Having helped to identify many miRNAs, Christopher Burge and his colleagues at the Massachusetts Institute of Technology are one of many teams now tackling an even bigger job — to find out which genes are regulated by the known miRNAs, and how they fit into physiological pathways.

James Carrington: taking a systems look at miRNA.

Finding targets begins computationally, using the TargetScan algorithms developed by Benjamin Lewis working with Burge and with David Bartel at the Whitehead Institute for Biomedical Research in Cambridge, Massachusetts. These algorithms “rely on evolutionary conservation of segments complementary to the microRNA ‘seed’ region in the 3′ untranslated regions of orthologous genes from multiple vertebrate organisms”, says Burge. The seed region, six or seven bases at the 5′ end of the miRNA, is thought to be key to specifying which genes an miRNA will regulate. Targets have been verified in Bartel's lab using a dual luciferase reporter system, which measures the effect of predicted miRNA interaction sites on protein production in cultured human cells. In a computational analysis published earlier this year, Lewis, Burge and Bartel estimated that more than a third of our genes might be regulated by miRNAs.

The task will be complicated by the fact that an miRNA may regulate as many as 200 genes, according to a computational study by Nikolaus Rajewsky and his colleagues at New York University and Rockefeller University, using their PicTar algorithm to identify miRNA targets. Other software for miRNA target prediction includes miRANDA from Anton Enright and his colleagues at the Memorial Sloan-Kettering Cancer Center in New York and DIANA-microT from Artemis Hatzigorgeou and Axel Bernal at the University of Pennsylvania, Philadelphia.

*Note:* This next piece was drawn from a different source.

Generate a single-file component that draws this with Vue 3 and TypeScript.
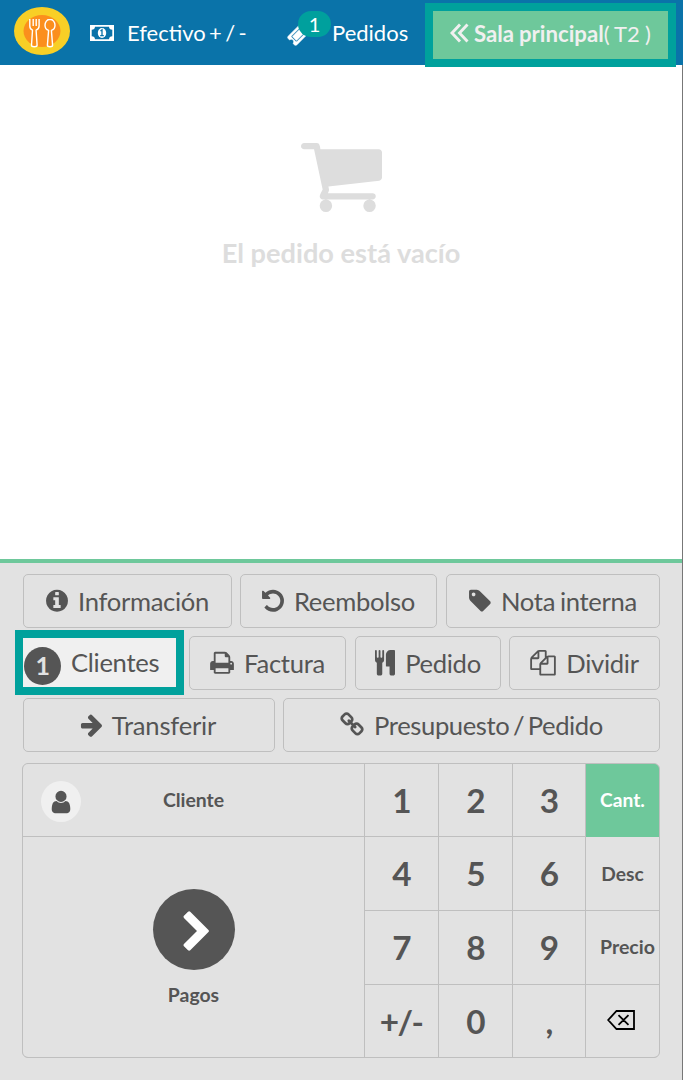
<script setup lang="ts">
interface Icon {
  box: string
  width: number
  path: string
}

interface Action {
  label: string
  icon?: Icon
  badge?: string
}

const icons: Record<string, Icon> = {
  info: {
    box: '128 0 1536 1792',
    width: 22,
    path: 'M1152 1376v-160q0-14-9-23t-23-9h-96v-512q0-14-9-23t-23-9h-320q-14 0-23 9t-9 23v160q0 14 9 23t23 9h96v320h-96q-14 0-23 9t-9 23v160q0 14 9 23t23 9h448q14 0 23-9t9-23zm-128-896v-160q0-14-9-23t-23-9h-192q-14 0-23 9t-9 23v160q0 14 9 23t23 9h192q14 0 23-9t9-23zm640 416q0 209-103 385.5t-279.5 279.5-385.5 103-385.5-103-279.5-279.5-103-385.5 103-385.5 279.5-279.5 385.5-103 385.5 103 279.5 279.5 103 385.5z',
  },
  undo: {
    box: '128 0 1536 1792',
    width: 22,
    path: 'M1664 896q0 156-61 298t-164 245-245 164-298 61q-172 0-327-72.5t-264-204.5q-7-10-6.5-22.5t8.5-20.5l137-138q10-9 25-9 16 2 23 12 73 95 179 147t225 52q104 0 198.5-40.5t163.5-109.5 109.5-163.5 40.5-198.5-40.5-198.5-109.5-163.5-163.5-109.5-198.5-40.5q-98 0-188 35.5t-160 101.5l137 138q31 30 14 69-17 40-59 40h-448q-26 0-45-19t-19-45v-448q0-42 40-59 39-17 69 14l130 129q107-101 244.5-156.5t284.5-55.5q156 0 298 61t245 164 164 245 61 298z',
  },
  tag: {
    box: '128 0 1536 1792',
    width: 22,
    path: 'M576 448q0-53-37.5-90.5t-90.5-37.5-90.5 37.5-37.5 90.5 37.5 90.5 90.5 37.5 90.5-37.5 37.5-90.5zm1067 576q0 53-37 90l-491 492q-39 37-91 37-53 0-90-37l-715-716q-38-37-64.5-101t-26.5-117v-416q0-52 38-90t90-38h416q53 0 117 26.5t102 64.5l715 714q37 39 37 91z',
  },
  print: {
    box: '64 0 1664 1792',
    width: 24,
    path: 'M448 1536h896v-256h-896v256zm0-640h896v-384h-160q-40 0-68-28t-28-68v-160h-640v640zm1152 64q0-26-19-45t-45-19-45 19-19 45 19 45 45 19 45-19 19-45zm128 0v416q0 13-9.5 22.5t-22.5 9.5h-224v160q0 40-28 68t-68 28h-960q-40 0-68-28t-28-68v-160h-224q-13 0-22.5-9.5t-9.5-22.5v-416q0-79 56.5-135.5t135.5-56.5h64v-544q0-40 28-68t68-28h672q40 0 88 20t76 48l152 152q28 28 48 76t20 88v256h64q79 0 135.5 56.5t56.5 135.5z',
  },
  cutlery: {
    box: '192 0 1408 1792',
    width: 20,
    path: 'M832 64v640q0 61-35.5 111t-92.5 70v779q0 52-38 90t-90 38h-128q-52 0-90-38t-38-90v-779q-57-20-92.5-70t-35.5-111v-640q0-26 19-45t45-19 45 19 19 45v416q0 26 19 45t45 19 45-19 19-45v-416q0-26 19-45t45-19 45 19 19 45v416q0 26 19 45t45 19 45-19 19-45v-416q0-26 19-45t45-19 45 19 19 45zm768 0v1600q0 52-38 90t-90 38h-128q-52 0-90-38t-38-90v-512h-224q-13 0-22.5-9.5t-9.5-22.5v-800q0-132 94-226t226-94h256q26 0 45 19t19 45z',
  },
  files: {
    box: '0 0 1792 1792',
    width: 26,
    path: 'M1696 384q40 0 68 28t28 68v1216q0 40-28 68t-68 28h-960q-40 0-68-28t-28-68v-288h-544q-40 0-68-28t-28-68v-672q0-40 20-88t48-76l408-408q28-28 76-48t88-20h416q40 0 68 28t28 68v328q68-40 128-40h416zm-544 213l-299 299h299v-299zm-640-384l-299 299h299v-299zm196 647l316-316v-416h-384v416q0 40-28 68t-68 28h-416v640h512v-256q0-40 20-88t48-76zm956 804v-1152h-384v416q0 40-28 68t-68 28h-416v640h896z',
  },
  arrow: {
    box: '64 0 1536 1792',
    width: 22,
    path: 'M1600 960q0 54-37 91l-651 651q-39 37-91 37-51 0-90-37l-75-75q-38-38-38-91t38-91l293-293h-704q-52 0-84.5-37.5t-32.5-90.5v-128q0-53 32.5-90.5t84.5-37.5h704l-293-294q-38-36-38-90t38-90l75-75q38-38 90-38 53 0 91 38l651 651q37 35 37 90z',
  },
  chain: {
    box: '64 0 1664 1792',
    width: 24,
    path: 'M1520 1216q0-40-28-68l-208-208q-28-28-68-28-42 0-72 32 3 3 19 18.5t21.5 21.5 15 19 13 25.5 3.5 27.5q0 40-28 68t-68 28q-15 0-27.5-3.5t-25.5-13-19-15-21.5-21.5-18.5-19q-33 31-33 73 0 40 28 68l206 207q27 27 68 27 40 0 68-26l147-146q28-28 28-67zm-703-705q0-40-28-68l-206-207q-28-28-68-28-39 0-68 27l-147 146q-28 28-28 67 0 40 28 68l208 208q27 27 68 27 42 0 72-31-3-3-19-18.5t-21.5-21.5-15-19-13-25.5-3.5-27.5q0-40 28-68t68-28q15 0 27.5 3.5t25.5 13 19 15 21.5 21.5 18.5 19q33-31 33-73zm895 705q0 120-85 203l-147 146q-83 83-203 83-121 0-204-85l-206-207q-83-83-83-203 0-123 88-209l-88-88q-86 88-208 88-120 0-204-84l-208-208q-84-84-84-204t85-203l147-146q83-83 203-83 121 0 204 85l206 207q83 83 83 203 0 123-88 209l88 88q86-88 208-88 120 0 204 84l208 208q84 84 84 204z',
  },
}

const rows: Action[][] = [
  [
    { label: 'Información', icon: icons.info },
    { label: 'Reembolso', icon: icons.undo },
    { label: 'Nota interna', icon: icons.tag },
  ],
  [
    { label: 'Clientes', badge: '1' },
    { label: 'Factura', icon: icons.print },
    { label: 'Pedido', icon: icons.cutlery },
    { label: 'Dividir', icon: icons.files },
  ],
  [
    { label: 'Transferir', icon: icons.arrow },
    { label: 'Presupuesto / Pedido', icon: icons.chain },
  ],
]

const keys: string[] = [
  '1', '2', '3', 'Cant.',
  '4', '5', '6', 'Desc',
  '7', '8', '9', 'Precio',
  '+/-', '0', ',', 'del',
]

const modes = ['Cant.', 'Desc', 'Precio']
</script>

<template>
  <div class="pos">
    <header class="topbar">
      <svg class="logo" width="56" height="48" viewBox="0 0 56 48">
        <ellipse cx="28" cy="24" rx="28" ry="24" fill="#f8cf26" />
        <ellipse cx="28" cy="24" rx="18.5" ry="16" fill="#fb8f1d" />
        <g fill="#fb8f1d" stroke="#fff" stroke-width="1.4" stroke-linejoin="round">
          <path d="M15.8 12v7q0 3 2.7 4.2l-1 15q0 1.5 2.8 1.5t2.8-1.5l-1-15q3-1.200 3-4.200v-7M19.200 12v7M22.200 12v7" />
          <path d="M36 12.200c-3 0-5 3-5 6 0 2.500 1.500 4.500 3.600 5.200l-1.200 14.800q0 1.500 2.600 1.500t2.600-1.500l-1.200-14.800c2.100-.7 3.600-2.700 3.600-5.200 0-3-2-6-5-6z" />
        </g>
      </svg>
      <svg class="money" width="24" height="16" viewBox="0 0 24 16">
        <path d="M0 0h24v16H0zM5 1.700Q4.800 4.500 1.700 4.700v6.600Q4.800 11.500 5 14.300h14q.2-2.800 3.300-3V4.700Q19.200 4.500 19 1.700z" fill="#fff" fill-rule="evenodd" />
        <ellipse cx="12" cy="8" rx="4.200" ry="5" fill="#fff" />
        <path d="M10.500 6l1.500-1.200v5.700M10.200 10.700h3.600" fill="none" stroke="#0a73a9" stroke-width="1.300" />
      </svg>
      <span class="cash">Efectivo + / -</span>
      <span class="ticket">
        <svg width="22" height="22" viewBox="0 0 1792 1792">
          <path d="M1024 452l316 316-572 572-316-316zm-211 979l618-618q19-19 19-45t-19-45l-362-362q-18-18-45-18t-45 18l-618 618q-19 19-19 45t19 45l362 362q18 18 45 18t45-18zm889-637l-907 908q-37 37-90.500 37t-90.500-37l-126-125q56-56 56-136t-56-136-136-56-136 56l-125-126q-37-37-37-90.500t37-90.500l907-906q37-37 90.500-37t90.500 37l125 125q-56 56-56 136t56 136 136 56 136-56l126 125q37 37 37 90.500t-37 90.500z" fill="#fff" stroke="#fff" stroke-width="50" />
        </svg>
        <b class="count">1</b>
      </span>
      <span class="orders">Pedidos</span>
      <div class="floor">
        <svg width="19" height="20" viewBox="0 0 19 20">
          <path d="M10 1.500L2 10l8 8.500M17.500 1.500L9.500 10l8 8.500" fill="none" stroke="#f0f0f0" stroke-width="2.900" />
        </svg>
        <span><b>Sala principal</b>( T2 )</span>
      </div>
    </header>

    <main class="order">
      <svg class="cart" width="81" height="69" viewBox="64 256 1664 1408" preserveAspectRatio="none">
        <path d="M704 1536q0 52-38 90t-90 38-90-38-38-90 38-90 90-38 90 38 38 90zm896 0q0 52-38 90t-90 38-90-38-38-90 38-90 90-38 90 38 38 90zm128-1088v512q0 24-16.500 42.500t-40.500 21.500l-1044 122q13 60 13 70 0 16-24 64h920q26 0 45 19t19 45-19 45-45 19h-1024q-26 0-45-19t-19-45q0-11 8-31.500t16-36 21.500-40 15.500-29.500l-177-823h-204q-26 0-45-19t-19-45 19-45 45-19h256q16 0 28.500 6.500t19.500 15.500 13 24.500 8 26 5.500 29.500 4.500 26h1201q26 0 45 19t19 45z" fill="#ddd" />
      </svg>
      <p>El pedido está vacío</p>
    </main>

    <section class="controls">
      <div v-for="(row, r) in rows" :key="r" class="row" :class="'row' + (r + 1)">
        <button v-for="a in row" :key="a.label" class="action" :class="{ marked: a.badge }">
          <span v-if="a.badge" class="badge">{{ a.badge }}</span>
          <svg v-if="a.icon" :width="a.icon.width" height="25.600" :viewBox="a.icon.box">
            <path :d="a.icon.path" fill="#555" />
          </svg>
          <span class="label">{{ a.label }}</span>
        </button>
      </div>

      <div class="pad">
        <div class="client">
          <span class="avatar">
            <svg width="26" height="26" viewBox="0 0 1792 1792">
              <path d="M1536 1399q0 109-62.500 187t-150.500 78h-854q-88 0-150.500-78t-62.500-187q0-85 8.500-160.500t31.500-152 58.500-131 94-89 134.500-34.500q131 128 313 128t313-128q76 0 134.500 34.500t94 89 58.500 131 31.500 152 8.500 160.500zm-256-887q0 159-112.500 271.500t-271.500 112.500-271.500-112.500-112.500-271.500 112.500-271.500 271.500-112.500 271.500 112.500 112.500 271.500z" fill="#555" />
            </svg>
          </span>
          <span>Cliente</span>
        </div>
        <div class="pay">
          <span class="go">
            <svg width="44" height="44" viewBox="0 0 1792 1792">
              <path d="M1363 941l-742 742q-19 19-45 19t-45-19l-166-166q-19-19-19-45t19-45l531-531-531-531q-19-19-19-45t19-45l166-166q19-19 45-19t45 19l742 742q19 19 19 45t-19 45z" fill="#fff" />
            </svg>
          </span>
          <span>Pagos</span>
        </div>
        <div
          v-for="k in keys"
          :key="k"
          class="key"
          :class="{ mode: modes.includes(k), active: k === 'Cant.', wide: k === 'Precio', sign: k === '+/-', erase: k === 'del' }"
        >
          <svg v-if="k === 'del'" width="28" height="20" viewBox="0 0 28 20">
            <path d="M9.500 1H27v18H9.500L1.200 10zM11.500 5.200l10 9.600M21.500 5.200l-10 9.600" fill="none" stroke="#000" stroke-width="1.800" />
          </svg>
          <template v-else>{{ k }}</template>
        </div>
      </div>
    </section>
  </div>
</template>

<style>
body {
  margin: 0;
}
</style>

<style scoped>
.pos {
  position: relative;
  box-sizing: border-box;
  width: 683px;
  height: 1080px;
  overflow: hidden;
  display: flex;
  flex-direction: column;
  background: #fff;
  color: #555;
  font-family: Lato, 'Liberation Sans', sans-serif;
}
.pos::after {
  content: '';
  position: absolute;
  top: 65px;
  right: 0;
  bottom: 0;
  width: 1px;
  background: #777;
}
.topbar {
  flex: none;
  box-sizing: border-box;
  height: 65px;
  display: flex;
  align-items: center;
  padding-left: 14px;
  background: #0a73a9;
  color: #fff;
  font-size: 22px;
  white-space: nowrap;
}
.logo {
  margin: -3px 20px 0 0;
}
.money {
  margin-right: 13px;
}
.cash {
  width: 160px;
  word-spacing: -2.300px;
}
.ticket {
  position: relative;
  display: flex;
  height: 22px;
  width: 45px;
  margin-top: 4px;
}
.count {
  position: absolute;
  left: 11px;
  top: -13px;
  width: 33px;
  height: 26px;
  border-radius: 13px;
  background: #00a09d;
  font-size: 20px;
  font-weight: 400;
  line-height: 26px;
  text-align: center;
}
.floor {
  position: absolute;
  left: 425px;
  top: 3px;
  box-sizing: border-box;
  width: 251px;
  height: 64px;
  border: 8px solid #00a19c;
  display: flex;
  align-items: center;
  padding: 0 0 4px 17px;
  gap: 5px;
  background: #6ec89b;
  color: #f0f0f0;
}
.floor span {
  word-spacing: -0.500px;
}
.floor b {
  font-size: 22.200px;
}
.order {
  flex: none;
  box-sizing: border-box;
  height: 494px;
  padding-top: 78px;
  display: flex;
  flex-direction: column;
  align-items: center;
}
.order p {
  margin: 24px 1px 0 0;
  font-size: 27.200px;
  font-weight: 700;
  line-height: 34px;
  color: #ddd;
}
.controls {
  flex: 1;
  box-sizing: border-box;
  border-top: 4px solid #6ec89b;
  padding: 11px 23px 0;
  background: #e2e2e2;
}
.row {
  display: grid;
  height: 54px;
  margin-bottom: 8px;
  column-gap: 8px;
}
.row1 {
  grid-template-columns: 209px 198px 214px;
}
.row2 {
  grid-template-columns: 158px 158px 146px 151px;
}
.row3 {
  grid-template-columns: 252px 377px;
}
.row1 .action:nth-child(2),
.row2 .action:nth-child(2) {
  margin-right: 1px;
}
.action {
  position: relative;
  box-sizing: border-box;
  border: 1px solid #bfbfbf;
  border-radius: 5px;
  padding: 0;
  display: flex;
  align-items: center;
  justify-content: center;
  gap: 10px;
  background: transparent;
  color: #555;
  font-family: inherit;
  font-size: 25.600px;
  line-height: 32px;
  letter-spacing: -0.300px;
  word-spacing: -1.500px;
  white-space: nowrap;
}
.label {
  margin-top: -1px;
}
.row3 .action {
  letter-spacing: -0.400px;
  word-spacing: -2.500px;
}
.row3 .action:first-child {
  padding-right: 2px;
  letter-spacing: -0.200px;
}
.marked {
  justify-content: flex-start;
  border: 0;
  border-radius: 0;
  background: #f0f0f0;
  height: 49px;
  width: 153px;
  margin-top: 2px;
  outline: 8px solid #00a19c;
  z-index: 1;
}
.badge {
  width: 37px;
  height: 38px;
  margin: 7px 0 0 1px;
  border-radius: 50%;
  background: #555;
  color: #e2e2e2;
  font-weight: 700;
  font-size: 25px;
  line-height: 37px;
  text-align: center;
}
.pad {
  box-sizing: border-box;
  width: 638px;
  height: 295px;
  margin: 11px 0 0 -1px;
  border: 1px solid #bfbfbf;
  border-radius: 6px;
  overflow: hidden;
  display: grid;
  grid-template-columns: 341px 73px 73px 72px 73px;
  grid-template-rows: 72px 73px 73px 72px;
  gap: 1px;
  background: #bfbfbf;
  font-size: 19.400px;
  font-weight: 700;
}
.client,
.pay,
.key {
  box-sizing: border-box;
  background: #e2e2e2;
  display: flex;
  align-items: center;
  justify-content: center;
}
.client {
  position: relative;
  grid-column: 1;
  grid-row: 1;
  padding-bottom: 2px;
}
.avatar {
  position: absolute;
  left: 18px;
  top: 17px;
  width: 40px;
  height: 41px;
  border-radius: 50%;
  background: #f0f0f0;
  display: flex;
  align-items: center;
  justify-content: center;
}
.pay {
  grid-column: 1;
  grid-row: 2 / 5;
  flex-direction: column;
  gap: 13px;
  padding-top: 1px;
}
.go {
  box-sizing: border-box;
  width: 82px;
  height: 81px;
  padding: 3px 0 0 7px;
  border-radius: 50%;
  background: #555;
  display: flex;
  align-items: center;
  justify-content: center;
}
.key {
  padding: 0 0 1px 1px;
  font-size: 33.300px;
}
.mode {
  padding: 0 0 1px;
  font-size: 19.200px;
}
.sign {
  padding-right: 2px;
  letter-spacing: -1.500px;
}
.erase {
  padding: 0 4px 2px 0;
}
.wide {
  justify-content: flex-start;
  padding: 0 0 2px 14px;
  font-size: 19.500px;
}
.active {
  margin: 0 -1px -1px 0;
  padding: 0 1px 3px 0;
  background: #6ec89b;
  color: #fff;
  z-index: 1;
}
</style>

Frank Slack's team at Yale University uses in situ hybridization, northern blots and fluorescent protein fusions to find when and where miRNAs and their targets are expressed. “We use genetics and RNA interference to reduce the expression of potential targets to see if we suppress the effects of a mutation in the corresponding miRNA, and use reporter gene assays to test if the miRNA-complementary sites function in gene regulation,” he says.

“The classic tools of developmental biology and physiology are needed to correlate miRNA expression and targeting to biological function,” agrees James Carrington at Oregon State University, Corvallis, who is looking at pathways regulated by miRNAs in Arabidopsis. “miRNA sensors involving miRNA target sites within gene constructs expressing a fluorescent protein are quite useful in understanding spatial and temporal miRNA expression and activity patterns,” he says. But to address the question of how miRNAs integrate with cellular pathways, “the more quantitative approaches using the tools of systems biology and computational analysis are the trend in this lab”, he says.